Studio Note: Precision Chooses the Room
What appears to be over-attention may be a particular kind of listening. Some part of the mind is following the meaning of the sentence, while another part is listening to its movement, its pressure, its temperature, the way it gathers itself in the mouth and then opens in the body. A line can carry an idea and an atmosphere at the same time. It can clarify and resonate in the same breath. It can ask for precision while still wanting music. That sensitivity to both registers is part of the instrument.
For a multi-voice author, this matters even more. Each pen has its own proportions, its own preferred ratios, its own way of letting thought, rhythm, image, structure, and emphasis enter the sentence. Some voices arrive through cadence first and let meaning gather behind the cadence. Others begin in argument and discover their pulse as they move. Some open a field through sound and association, then place precision carefully so the line lands where it needs to. Others want the thought clearly arranged and ask rhythm to keep it alive. The craft lives in learning those proportions well enough to choose them on purpose.
That is the deeper task here: fluency in choosing and mixing intentionally.
Music asks one set of questions. How does the line move? What kind of breath does it ask for? What emotional temperature does it create? What kind of world does it open before the intellect has fully arrived? Precision asks another set. What is the sentence actually saying? Which idea is doing the structural work? Are the terms distinct enough to carry thought cleanly? What changes when one word shifts? Both forms of attention matter. Each one reveals a different truth about the line.
Strong writing often lives in the conversation between them. Sometimes music leads and precision stabilizes. Sometimes precision leads and music gives the sentence its memorability, its charge, its return. Some of the strongest lines allow those roles to change midstream. A sentence can begin by singing and arrive at exactness. It can begin with clarity and then widen into resonance. The beauty is in feeling that exchange unfold without losing control of the line.

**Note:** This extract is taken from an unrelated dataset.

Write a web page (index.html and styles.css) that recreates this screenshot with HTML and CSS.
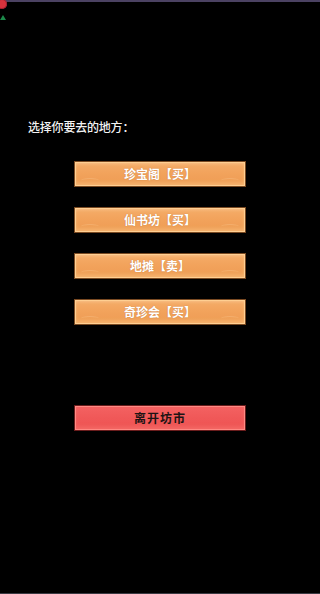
FILE: index.html
```html
<!DOCTYPE html>
<html lang="zh-CN">
<head>
<meta charset="utf-8">
<title>坊市</title>
<link rel="stylesheet" href="styles.css">
</head>
<body>
<div class="screen">
  <div class="topbar"></div>
  <span class="dot-red"></span>
  <span class="dot-green"></span>
  <p class="prompt">选择你要去的地方：</p>
  <div class="menu">
    <button class="btn btn-orange"><span class="cr cl"></span><span class="cr crr"></span>珍宝阁【买】</button>
    <button class="btn btn-orange"><span class="cr cl"></span><span class="cr crr"></span>仙书坊【买】</button>
    <button class="btn btn-orange"><span class="cr cl"></span><span class="cr crr"></span>地摊【卖】</button>
    <button class="btn btn-orange"><span class="cr cl"></span><span class="cr crr"></span>奇珍会【买】</button>
  </div>
  <button class="btn btn-red">离开坊市</button>
  <div class="bottomline"></div>
</div>
</body>
</html>
```
FILE: styles.css
```css
* { box-sizing: border-box; }
html, body { margin: 0; padding: 0; background: #000; }
body { font-family: "Noto Sans CJK SC", "Noto Sans", sans-serif; }
.screen {
  position: relative;
  width: 320px;
  height: 594px;
  background: #000;
  overflow: hidden;
  display: flex;
  flex-direction: column;
}
.topbar {
  height: 2px;
  background: #4b4262;
  flex: none;
}
.dot-red {
  position: absolute;
  left: -3px;
  top: -1px;
  width: 10px;
  height: 10px;
  border-radius: 50%;
  background: #d8323c;
  box-shadow: inset 0 0 0 1px #a02030;
}
.dot-green {
  position: absolute;
  left: 0;
  top: 15px;
  width: 0;
  height: 0;
  border-left: 3px solid transparent;
  border-right: 3px solid transparent;
  border-bottom: 5px solid #1c8a4a;
}
.prompt {
  margin: 117px 0 0 28px;
  color: #f2f2f2;
  font-size: 12px;
  font-weight: 500;
  line-height: 16px;
  letter-spacing: -0.2px;
}
.menu {
  margin-top: 26px;
  display: flex;
  flex-direction: column;
  gap: 20px;
  align-items: center;
}
.btn {
  position: relative;
  width: 172px;
  height: 26px;
  padding: 0;
  margin: 0;
  font-family: "Noto Sans CJK SC", sans-serif;
  font-size: 12px;
  font-weight: 700;
  line-height: 24px;
  cursor: pointer;
  flex: none;
}
.btn-orange {
  color: #fff;
  border: 1px solid #7a4a22;
  background: linear-gradient(#f5ad6a 0%, #f2a35c 45%, #ee9b53 100%);
  box-shadow: inset 0 0 0 1px #ffcf92, inset 0 -3px 4px rgba(255, 214, 150, 0.45), inset 0 2px 3px rgba(255, 230, 190, 0.35);
  text-shadow: 0 0 1px rgba(150, 80, 30, 0.6);
}
.cr {
  position: absolute;
  bottom: 3px;
  width: 18px;
  height: 5px;
  border-top: 1px solid rgba(255, 220, 170, 0.25);
  border-radius: 50% 50% 0 0;
}
.cl { left: 6px; }
.crr { right: 6px; }
.btn-red {
  align-self: center;
  margin-top: 80px;
  color: #1e1414;
  letter-spacing: 1px;
  border: 1px solid #6a1c1c;
  background: linear-gradient(#f46262 0%, #f05858 50%, #ee5454 100%);
  box-shadow: inset 0 0 0 1px #ff8a84, inset 0 -3px 4px rgba(255, 140, 130, 0.4);
}
.bottomline {
  position: absolute;
  left: 0;
  right: 0;
  bottom: 0;
  height: 1px;
  background: #3a3a42;
}
```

That is why a phrase can sound right at first and still ask for revision later. The ear receives the cadence. The inner architect returns and checks the joins. A sentence can gather thought, attention, and resonance beautifully and still want clearer hierarchy once the music settles. That second noticing is the craft continuing. It is compositional intelligence coming back through another door.
Across voices, that sensitivity becomes especially valuable: which element leads this sentence, and which one supports it?
That question offers a way forward in revision. It keeps the work from becoming a tug-of-war between sound and sense. It turns the sentence into a compositional decision. Music opens the door. Precision chooses the room. Voice decides what kind of light is waiting inside.